Tim O'Brien to kick off James McConkey Reading Series

By Franklin Crawford

National Book Award winner Tim O'Brien will deliver an inaugural reading for the newly endowed James McConkey Reading Series, Friday, Oct. 22, at 8 p.m. in Schwartz Auditorium of Rockefeller Hall. The series, which honors McConkey, Cornell's Goldwin Smith Professor of English Literature Emeritus, is free and open to the public.

"O'Brien is considered one of America's best fiction writers and is the only major American writer with a coherent body of work that addresses the American experience in Vietnam," said Michael Koch, editor of Epoch magazine, who helped organize the event.

Few authors have charted the complexities and moral ambiguities of war and life with more emotional candor and moral scrutiny than O'Brien. Yet O'Brien is much more than a storyteller, observers say; he's a teacher and philosopher as well as passionate observer whose gripping revelations, occasionally leavened with hard-bitten humor, inform the heart as they work the mind.

"The mere fact of having witnessed violence and death doesn't make a person a teacher," O'Brien said in an interview in the Chicago Review. "Teaching is one thing and telling stories is another. I wanted to use stories to alert readers to the complexity and ambiguity of a set of moral issues -- but without preaching a moral lesson."

A former national affairs reporter for The Washington Post, O'Brien has written eight books of fiction, numerous short stories and is a regular contributor to national magazines. In 1979, he won the National Book Award for Going After Cacciato, a brilliant and fantastical novel playing on the idea of dream and reality in war.

His first book, a memoir titled, If I Die in a Combat Zone, Box Me Up and Ship Me Home, published in 1973, received mixed reviews. Undaunted, O'Brien continued to explore the Vietnam theme and in 1990, stunned critics and admirers alike with The Things They Carried, a masterpiece of interconnected stories that challenge and transcend traditional notions of fictional memoir.

O'Brien's views on the subject of writing memoir vs. fiction are noteworthy. In an interview for the "Dictionary of Literary Biography Documentary Series," he said that, as a writer, he saw the question of lying vs. truth-telling as a semantic but "important game."
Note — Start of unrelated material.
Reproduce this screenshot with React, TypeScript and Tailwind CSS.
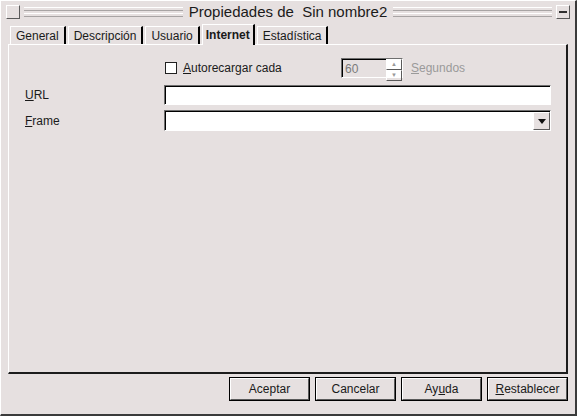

"One doesn't lie for the sake of lying; one does not invent merely for the sake of inventing," he said. "One does it for a particular purpose and that purpose is always to arrive at some kind of spiritual truth that one can't discover simply by recording the world-as-it-is. We're inventing and using imagination for sublime reasons -- to get at the essence of things, not merely the surface."

He will share his vision with Cornell English undergraduates as well as graduates in the creative writing program during his one-day visit.

The McConkey Reading Series is sponsored by the Cornell English department and Epoch, Cornell's literary journal. Koch coordinated the event, which is endowed by Cornell alumnus Fred Parkin '63.

Parkin previously helped support a small English program at Cornell that invited recent MFA graduates back to Cornell for readings. He also is helping to sponsor the Alpha Delta Phi Short Story Competition at Cornell, an undergraduate writing contest with a $1,000 prize.